Restate the data exactly as given and keep the pictures out.

○ ○ ○ ○ ○ ○ ○

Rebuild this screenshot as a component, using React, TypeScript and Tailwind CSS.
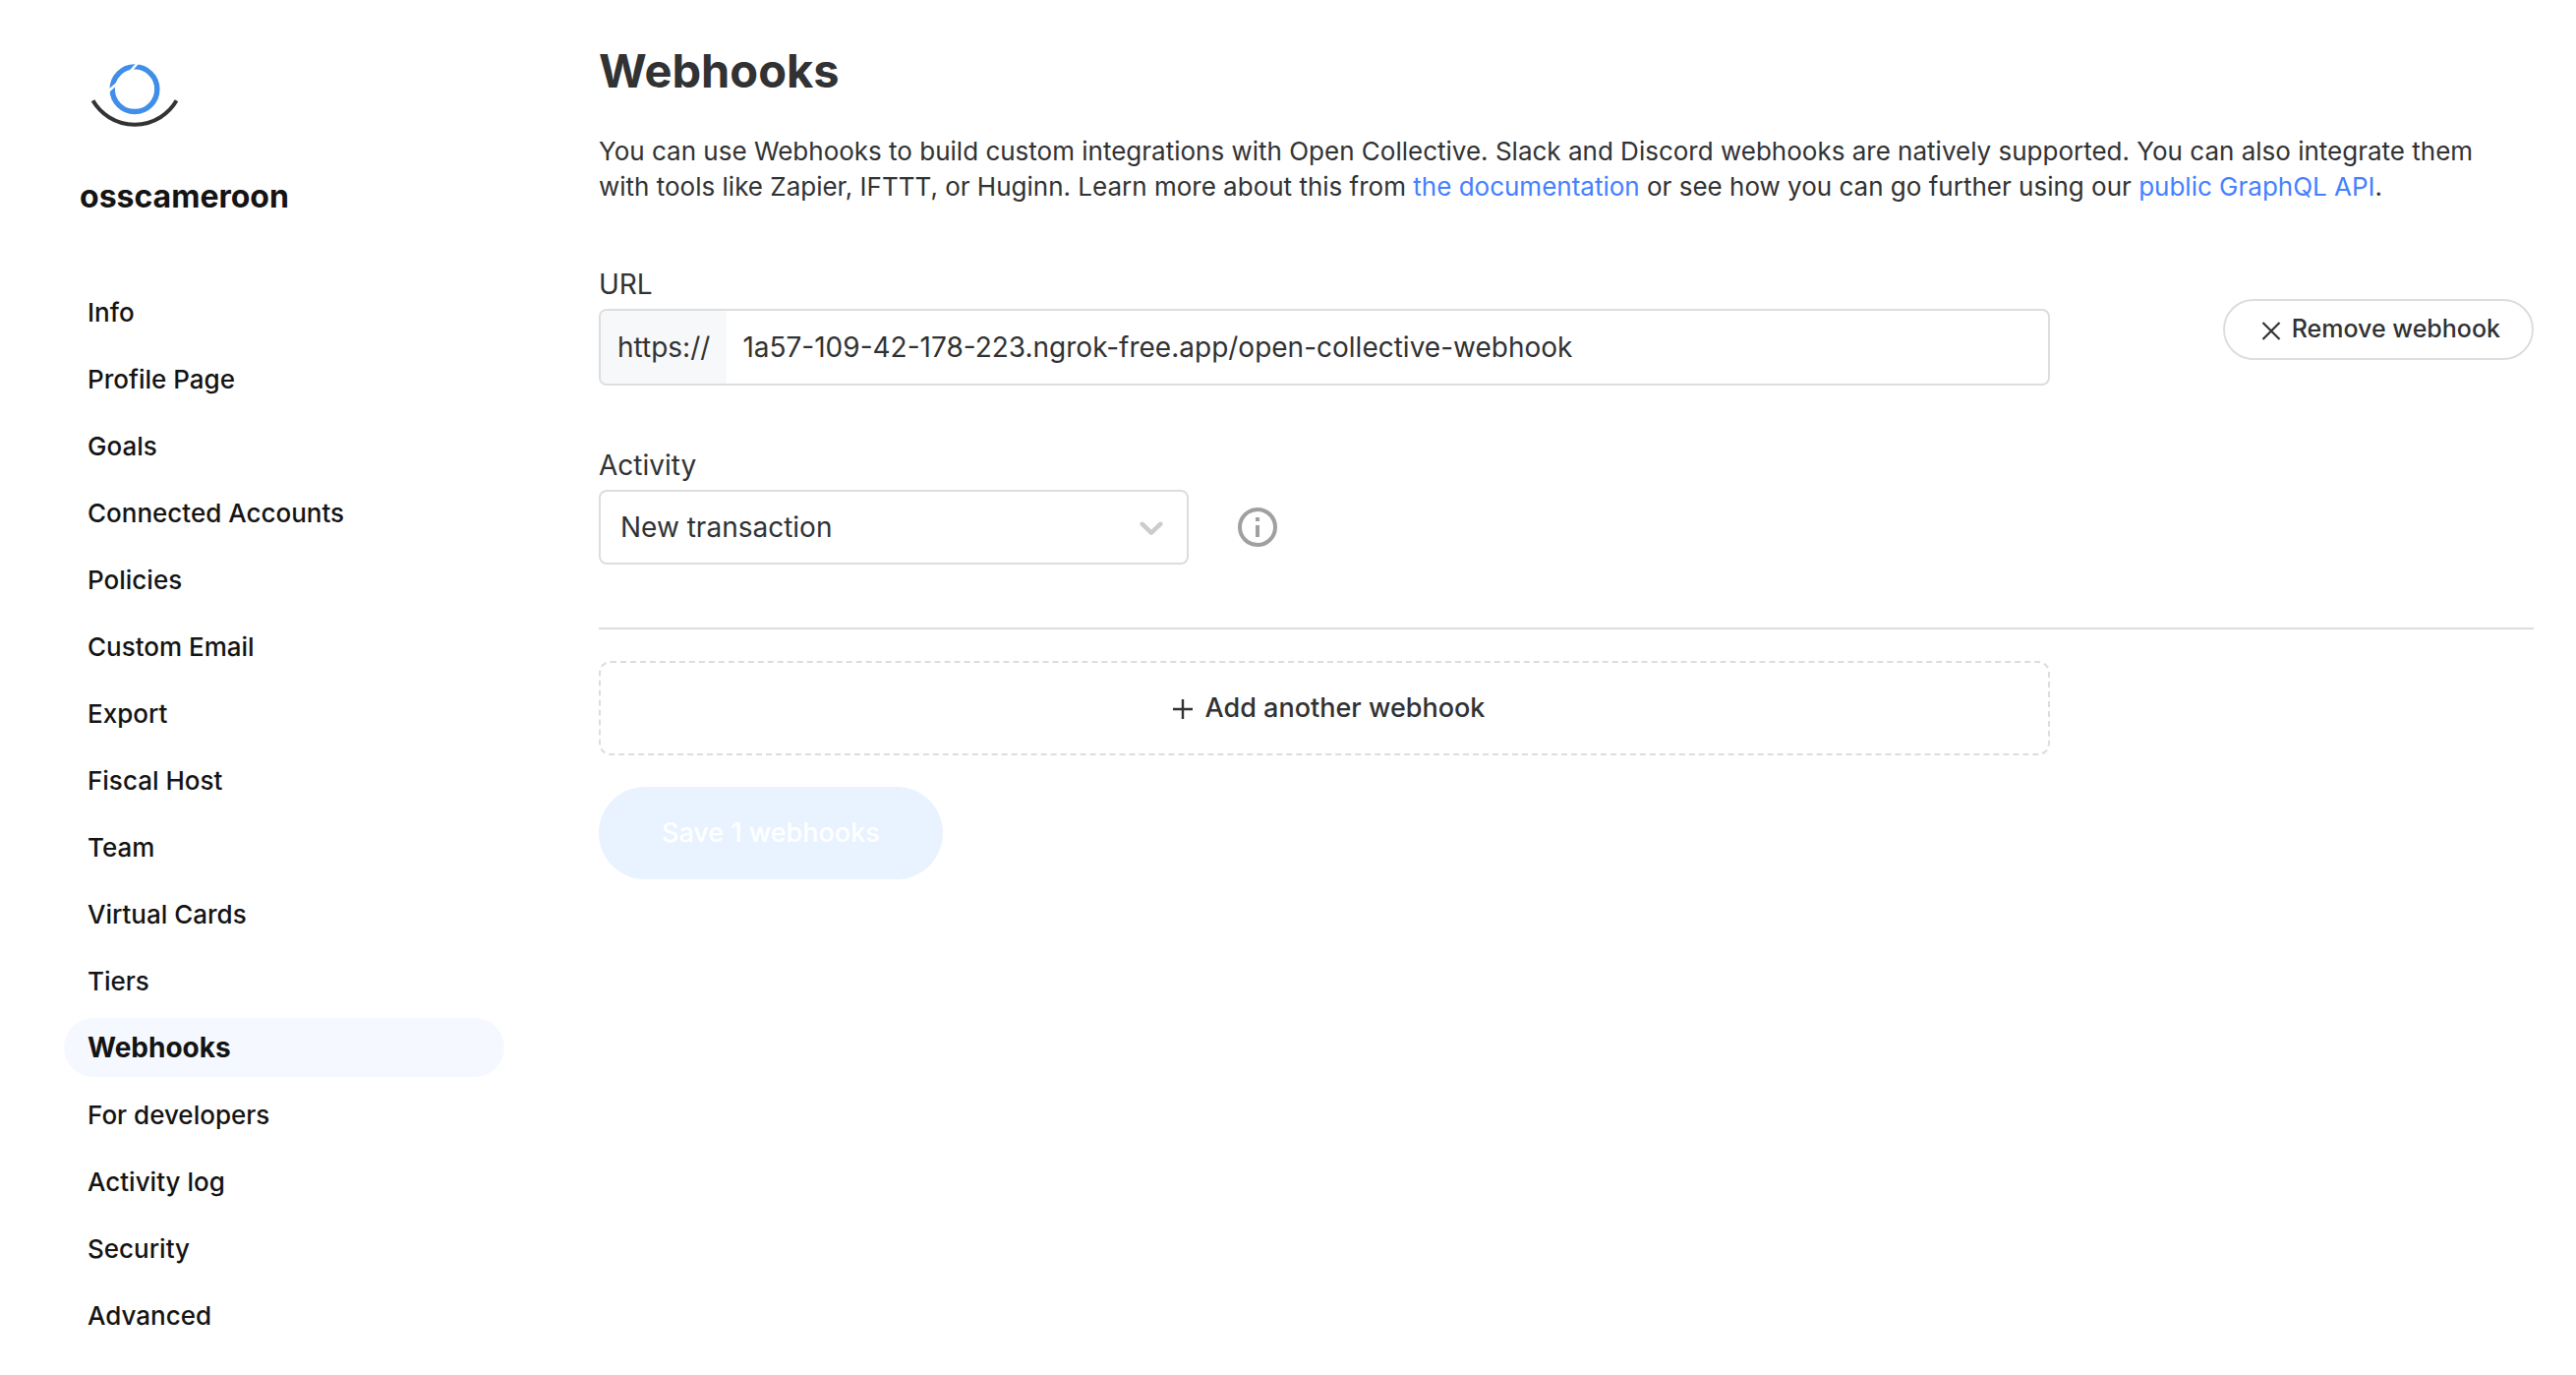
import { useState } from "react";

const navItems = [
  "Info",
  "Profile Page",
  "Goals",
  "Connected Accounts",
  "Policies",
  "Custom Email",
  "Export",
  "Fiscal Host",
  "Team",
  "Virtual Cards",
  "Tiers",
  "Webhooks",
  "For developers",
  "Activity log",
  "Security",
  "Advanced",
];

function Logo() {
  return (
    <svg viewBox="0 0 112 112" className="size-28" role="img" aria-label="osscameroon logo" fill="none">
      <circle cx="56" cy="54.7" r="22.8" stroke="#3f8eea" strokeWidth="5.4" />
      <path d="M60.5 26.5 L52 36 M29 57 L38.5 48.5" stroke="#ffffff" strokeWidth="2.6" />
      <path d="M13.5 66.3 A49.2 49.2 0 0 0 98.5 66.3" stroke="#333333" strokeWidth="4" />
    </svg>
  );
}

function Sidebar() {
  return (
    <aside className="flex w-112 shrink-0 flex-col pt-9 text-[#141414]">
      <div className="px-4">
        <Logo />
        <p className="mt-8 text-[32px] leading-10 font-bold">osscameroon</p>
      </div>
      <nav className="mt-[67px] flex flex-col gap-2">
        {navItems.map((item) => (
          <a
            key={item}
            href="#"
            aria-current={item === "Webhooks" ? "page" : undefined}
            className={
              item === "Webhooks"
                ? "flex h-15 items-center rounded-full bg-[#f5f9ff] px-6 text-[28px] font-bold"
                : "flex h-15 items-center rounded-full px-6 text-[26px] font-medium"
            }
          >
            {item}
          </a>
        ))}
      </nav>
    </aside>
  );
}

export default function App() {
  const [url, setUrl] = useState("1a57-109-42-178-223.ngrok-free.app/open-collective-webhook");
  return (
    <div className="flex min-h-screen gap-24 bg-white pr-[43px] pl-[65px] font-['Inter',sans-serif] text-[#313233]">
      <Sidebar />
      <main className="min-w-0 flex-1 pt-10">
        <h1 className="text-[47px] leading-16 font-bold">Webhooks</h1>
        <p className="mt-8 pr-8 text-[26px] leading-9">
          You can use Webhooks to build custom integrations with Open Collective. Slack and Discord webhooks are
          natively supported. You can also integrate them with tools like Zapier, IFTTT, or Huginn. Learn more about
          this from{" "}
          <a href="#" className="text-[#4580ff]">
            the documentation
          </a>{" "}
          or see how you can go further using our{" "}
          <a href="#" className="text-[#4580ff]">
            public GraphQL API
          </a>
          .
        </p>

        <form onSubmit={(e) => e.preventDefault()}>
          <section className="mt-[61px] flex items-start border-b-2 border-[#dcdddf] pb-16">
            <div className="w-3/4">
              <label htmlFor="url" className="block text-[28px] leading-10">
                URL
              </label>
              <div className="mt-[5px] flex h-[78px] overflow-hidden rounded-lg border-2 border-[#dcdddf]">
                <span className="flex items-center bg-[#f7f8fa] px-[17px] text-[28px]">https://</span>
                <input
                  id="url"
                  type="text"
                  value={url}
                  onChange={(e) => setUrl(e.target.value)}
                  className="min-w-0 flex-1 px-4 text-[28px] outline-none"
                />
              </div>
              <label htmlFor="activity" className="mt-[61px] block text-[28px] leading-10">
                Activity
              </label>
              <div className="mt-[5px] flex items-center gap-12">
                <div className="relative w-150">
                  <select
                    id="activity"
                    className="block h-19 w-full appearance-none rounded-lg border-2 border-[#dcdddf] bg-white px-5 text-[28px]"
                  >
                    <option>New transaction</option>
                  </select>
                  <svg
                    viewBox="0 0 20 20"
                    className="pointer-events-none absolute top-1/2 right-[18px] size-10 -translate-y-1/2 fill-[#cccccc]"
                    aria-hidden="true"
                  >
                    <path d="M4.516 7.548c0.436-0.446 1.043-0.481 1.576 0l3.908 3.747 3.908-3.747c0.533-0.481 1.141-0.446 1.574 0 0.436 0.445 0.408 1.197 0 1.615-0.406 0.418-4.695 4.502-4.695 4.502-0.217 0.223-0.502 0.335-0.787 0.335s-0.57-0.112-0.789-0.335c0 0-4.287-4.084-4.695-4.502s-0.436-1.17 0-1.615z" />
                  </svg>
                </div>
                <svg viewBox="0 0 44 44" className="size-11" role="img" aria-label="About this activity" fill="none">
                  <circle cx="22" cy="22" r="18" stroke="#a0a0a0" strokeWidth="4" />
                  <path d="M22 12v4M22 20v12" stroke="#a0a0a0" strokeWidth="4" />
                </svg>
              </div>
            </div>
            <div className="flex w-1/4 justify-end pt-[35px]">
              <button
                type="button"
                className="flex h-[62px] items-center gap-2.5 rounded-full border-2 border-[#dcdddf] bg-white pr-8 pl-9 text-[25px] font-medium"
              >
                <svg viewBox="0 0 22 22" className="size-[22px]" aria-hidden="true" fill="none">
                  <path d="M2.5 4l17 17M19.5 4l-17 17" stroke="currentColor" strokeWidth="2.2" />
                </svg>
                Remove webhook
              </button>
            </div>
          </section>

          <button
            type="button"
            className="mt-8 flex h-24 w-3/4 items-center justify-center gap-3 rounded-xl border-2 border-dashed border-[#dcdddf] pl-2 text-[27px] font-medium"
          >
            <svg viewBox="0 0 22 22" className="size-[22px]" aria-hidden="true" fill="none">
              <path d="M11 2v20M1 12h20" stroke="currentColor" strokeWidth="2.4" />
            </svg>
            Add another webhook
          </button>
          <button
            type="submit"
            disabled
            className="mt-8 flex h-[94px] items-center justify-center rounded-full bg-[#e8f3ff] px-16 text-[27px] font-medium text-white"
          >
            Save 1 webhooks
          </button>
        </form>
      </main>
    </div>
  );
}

○ ○ ○ ○ ○ ○ ○

### THE ANSWER
Rebuild this screenshot as a component, using React, TypeScript and Tailwind CSS.
import { useState } from "react";

const navItems = [
  "Info",
  "Profile Page",
  "Goals",
  "Connected Accounts",
  "Policies",
  "Custom Email",
  "Export",
  "Fiscal Host",
  "Team",
  "Virtual Cards",
  "Tiers",
  "Webhooks",
  "For developers",
  "Activity log",
  "Security",
  "Advanced",
];

function Logo() {
  return (
    <svg viewBox="0 0 112 112" className="size-28" role="img" aria-label="osscameroon logo" fill="none">
      <circle cx="56" cy="54.7" r="22.8" stroke="#3f8eea" strokeWidth="5.4" />
      <path d="M60.5 26.5 L52 36 M29 57 L38.5 48.5" stroke="#ffffff" strokeWidth="2.6" />
      <path d="M13.5 66.3 A49.2 49.2 0 0 0 98.5 66.3" stroke="#333333" strokeWidth="4" />
    </svg>
  );
}

function Sidebar() {
  return (
    <aside className="flex w-112 shrink-0 flex-col pt-9 text-[#141414]">
      <div className="px-4">
        <Logo />
        <p className="mt-8 text-[32px] leading-10 font-bold">osscameroon</p>
      </div>
      <nav className="mt-[67px] flex flex-col gap-2">
        {navItems.map((item) => (
          <a
            key={item}
            href="#"
            aria-current={item === "Webhooks" ? "page" : undefined}
            className={
              item === "Webhooks"
                ? "flex h-15 items-center rounded-full bg-[#f5f9ff] px-6 text-[28px] font-bold"
                : "flex h-15 items-center rounded-full px-6 text-[26px] font-medium"
            }
          >
            {item}
          </a>
        ))}
      </nav>
    </aside>
  );
}

export default function App() {
  const [url, setUrl] = useState("1a57-109-42-178-223.ngrok-free.app/open-collective-webhook");
  return (
    <div className="flex min-h-screen gap-24 bg-white pr-[43px] pl-[65px] font-['Inter',sans-serif] text-[#313233]">
      <Sidebar />
      <main className="min-w-0 flex-1 pt-10">
        <h1 className="text-[47px] leading-16 font-bold">Webhooks</h1>
        <p className="mt-8 pr-8 text-[26px] leading-9">
          You can use Webhooks to build custom integrations with Open Collective. Slack and Discord webhooks are
          natively supported. You can also integrate them with tools like Zapier, IFTTT, or Huginn. Learn more about
          this from{" "}
          <a href="#" className="text-[#4580ff]">
            the documentation
          </a>{" "}
          or see how you can go further using our{" "}
          <a href="#" className="text-[#4580ff]">
            public GraphQL API
          </a>
          .
        </p>

        <form onSubmit={(e) => e.preventDefault()}>
          <section className="mt-[61px] flex items-start border-b-2 border-[#dcdddf] pb-16">
            <div className="w-3/4">
              <label htmlFor="url" className="block text-[28px] leading-10">
                URL
              </label>
              <div className="mt-[5px] flex h-[78px] overflow-hidden rounded-lg border-2 border-[#dcdddf]">
                <span className="flex items-center bg-[#f7f8fa] px-[17px] text-[28px]">https://</span>
                <input
                  id="url"
                  type="text"
                  value={url}
                  onChange={(e) => setUrl(e.target.value)}
                  className="min-w-0 flex-1 px-4 text-[28px] outline-none"
                />
              </div>
              <label htmlFor="activity" className="mt-[61px] block text-[28px] leading-10">
                Activity
              </label>
              <div className="mt-[5px] flex items-center gap-12">
                <div className="relative w-150">
                  <select
                    id="activity"
                    className="block h-19 w-full appearance-none rounded-lg border-2 border-[#dcdddf] bg-white px-5 text-[28px]"
                  >
                    <option>New transaction</option>
                  </select>
                  <svg
                    viewBox="0 0 20 20"
                    className="pointer-events-none absolute top-1/2 right-[18px] size-10 -translate-y-1/2 fill-[#cccccc]"
                    aria-hidden="true"
                  >
                    <path d="M4.516 7.548c0.436-0.446 1.043-0.481 1.576 0l3.908 3.747 3.908-3.747c0.533-0.481 1.141-0.446 1.574 0 0.436 0.445 0.408 1.197 0 1.615-0.406 0.418-4.695 4.502-4.695 4.502-0.217 0.223-0.502 0.335-0.787 0.335s-0.57-0.112-0.789-0.335c0 0-4.287-4.084-4.695-4.502s-0.436-1.17 0-1.615z" />
                  </svg>
                </div>
                <svg viewBox="0 0 44 44" className="size-11" role="img" aria-label="About this activity" fill="none">
                  <circle cx="22" cy="22" r="18" stroke="#a0a0a0" strokeWidth="4" />
                  <path d="M22 12v4M22 20v12" stroke="#a0a0a0" strokeWidth="4" />
                </svg>
              </div>
            </div>
            <div className="flex w-1/4 justify-end pt-[35px]">
              <button
                type="button"
                className="flex h-[62px] items-center gap-2.5 rounded-full border-2 border-[#dcdddf] bg-white pr-8 pl-9 text-[25px] font-medium"
              >
                <svg viewBox="0 0 22 22" className="size-[22px]" aria-hidden="true" fill="none">
                  <path d="M2.5 4l17 17M19.5 4l-17 17" stroke="currentColor" strokeWidth="2.2" />
                </svg>
                Remove webhook
              </button>
            </div>
          </section>

          <button
            type="button"
            className="mt-8 flex h-24 w-3/4 items-center justify-center gap-3 rounded-xl border-2 border-dashed border-[#dcdddf] pl-2 text-[27px] font-medium"
          >
            <svg viewBox="0 0 22 22" className="size-[22px]" aria-hidden="true" fill="none">
              <path d="M11 2v20M1 12h20" stroke="currentColor" strokeWidth="2.4" />
            </svg>
            Add another webhook
          </button>
          <button
            type="submit"
            disabled
            className="mt-8 flex h-[94px] items-center justify-center rounded-full bg-[#e8f3ff] px-16 text-[27px] font-medium text-white"
          >
            Save 1 webhooks
          </button>
        </form>
      </main>
    </div>
  );
}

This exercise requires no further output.